My solution to the problem of the two boxes:

Flip a coin. If heads, both A & B. If tails, only A. (If the superintelligence can predict a coin flip, make it a radioactive decay or something. Eat quantum, Hal.)

In all seriousness, this is a very odd problem (I love it!). Of course two boxes is the rational solution - it's not as if post-facto cogitation is going to change anything. But the problem statement seems to imply that it is actually impossible for me to choose the choice I don't choose, i.e., choice is actually impossible.

Something is absurd here. I suspect it's the idea that my choice is totally predictable. There can be a random element to my choice if I so choose, which kills Omega's plan.

Comment author: Kevin 06 March 2010 08:54:38AM *  2 points [-]

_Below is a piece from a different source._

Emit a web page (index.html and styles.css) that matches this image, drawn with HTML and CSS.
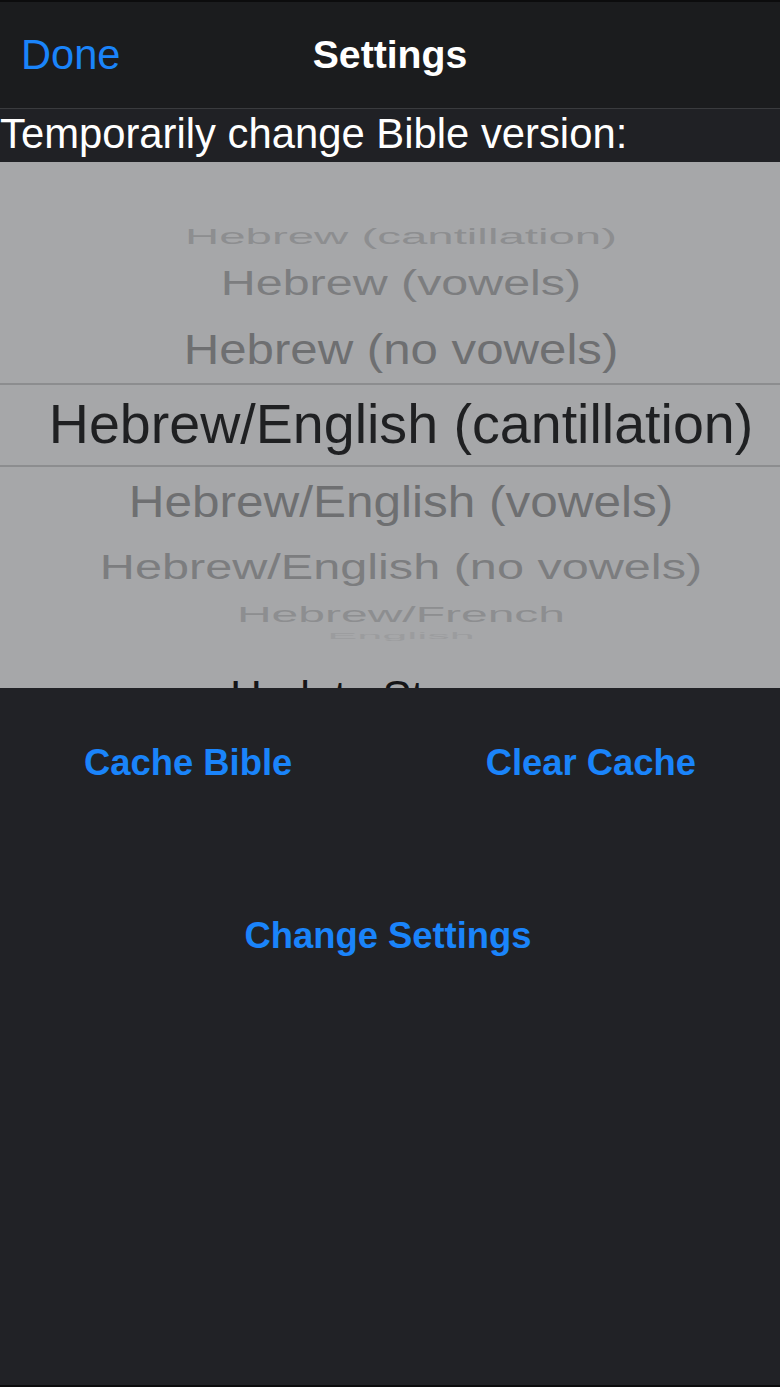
FILE: index.html
```html
<!DOCTYPE html>
<html lang="en">
<head>
<meta charset="utf-8">
<title>Settings</title>
<link rel="stylesheet" href="styles.css">
</head>
<body>
<div class="screen">
  <header class="navbar">
    <div class="nav-left"><span class="done">Done</span></div>
    <div class="nav-title">Settings</div>
    <div class="nav-right"></div>
  </header>
  <div class="caption">Temporarily change Bible version:</div>
  <div class="picker">
    <div class="pad-top"></div>
    <div class="row r-m3"><span>Hebrew (cantillation)</span></div>
    <div class="row r-m2"><span>Hebrew (vowels)</span></div>
    <div class="row r-m1"><span>Hebrew (no vowels)</span></div>
    <div class="row r-sel"><span>Hebrew/English (cantillation)</span></div>
    <div class="row r-p1"><span>Hebrew/English (vowels)</span></div>
    <div class="row r-p2"><span>Hebrew/English (no vowels)</span></div>
    <div class="row r-p3"><span>Hebrew/French</span></div>
    <div class="row r-p4"><span>English</span></div>
    <div class="row r-update"><span>Update Storage</span></div>
  </div>
  <main class="actions">
    <div class="btn-row">
      <span class="btn">Cache Bible</span>
      <span class="btn">Clear Cache</span>
    </div>
    <div class="btn-center">
      <span class="btn">Change Settings</span>
    </div>
  </main>
</div>
</body>
</html>
```

FILE: styles.css
```css
* { box-sizing: border-box; }

html, body {
  margin: 0;
  padding: 0;
  background: #212226;
  font-family: "Liberation Sans", Arial, Helvetica, sans-serif;
}

.screen {
  width: 780px;
  height: 1387px;
  display: flex;
  flex-direction: column;
  overflow: hidden;
}

.navbar {
  height: 109px;
  flex: none;
  background: #1b1c1e;
  border-top: 2px solid #0c0c0d;
  border-bottom: 1px solid #3a3b3e;
  display: grid;
  grid-template-columns: 1fr auto 1fr;
  align-items: center;
}

.nav-left {
  padding-left: 21px;
}

.done {
  font-size: 41.6px;
  line-height: 1;
  color: #1a84fa;
  display: block;
}

.nav-title {
  font-size: 39.2px;
  font-weight: bold;
  line-height: 1;
  color: #ffffff;
}

.caption {
  height: 53px;
  flex: none;
  background: #202125;
  color: #ffffff;
  font-size: 41.8px;
  line-height: 50px;
  white-space: nowrap;
}

.picker {
  height: 526px;
  flex: none;
  background: #a6a7a9;
  overflow: hidden;
  display: flex;
  flex-direction: column;
  padding-left: 22px;
}

.pad-top { height: 52px; flex: none; }

.row {
  flex: none;
  display: flex;
  align-items: center;
  justify-content: center;
  white-space: nowrap;
}

.row span {
  display: block;
  line-height: 1;
  transform-origin: 50% 50%;
}

.r-m3 { height: 44px; }
.r-m3 span { font-size: 47.4px; color: #8d8e90; transform: scaleY(0.48); }

.r-m2 { height: 50px; }
.r-m2 span { font-size: 48.4px; color: #7c7d7f; transform: scaleY(0.73); }

.r-m1 { height: 75px; padding-top: 6px; }
.r-m1 span { font-size: 49.2px; color: #6e6f71; transform: scaleY(0.88); }

.r-sel {
  height: 84px;
  border-top: 2px solid #8c8d8f;
  border-bottom: 2px solid #8c8d8f;
  margin-left: -22px;
  padding-left: 22px;
}
.r-sel span { font-size: 55.6px; color: #1f2022; }

.r-p1 { height: 69px; }
.r-p1 span { font-size: 49.5px; color: #6e6f71; transform: scaleY(0.88); }

.r-p2 { height: 63px; }
.r-p2 span { font-size: 48.6px; color: #7c7d7f; transform: scaleY(0.72); }

.r-p3 { height: 30px; }
.r-p3 span { font-size: 48px; color: #8d8e90; transform: scaleY(0.47); }

.r-p4 { height: 14px; }
.r-p4 span { font-size: 45px; color: #9b9c9e; transform: scaleY(0.19); }

.r-update { height: 110px; padding-right: 37px; }
.r-update span { font-size: 43.5px; color: #151517; }

.actions {
  flex: 1;
  background: #212226;
  border-bottom: 2px solid #0c0c0d;
  padding-top: 57px;
}

.btn-row {
  display: flex;
  justify-content: space-between;
  padding: 0 84px;
}

.btn {
  font-size: 36.4px;
  font-weight: bold;
  line-height: 1;
  color: #1a84fa;
  white-space: nowrap;
  display: block;
}

.btn-center {
  display: flex;
  justify-content: center;
  margin-top: 137px;
  padding-right: 4px;
}
```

I suspect it's the idea that my choice is totally predictable

At face, that does sound absurd. The problem is that you are underestimating a superintelligence. Imagine that the universe is a computer simulation, so that a set of physical laws plus a very, very long string of random numbers is a complete causal model of reality. The superintelligence knows the laws and all of the random numbers. You still make a choice, even though that choice ultimately depends on everything that preceded it. See http://wiki.lesswrong.com/wiki/Free_will

I think much of the debate about Newcomb's Problem is about the definition of superintelligence.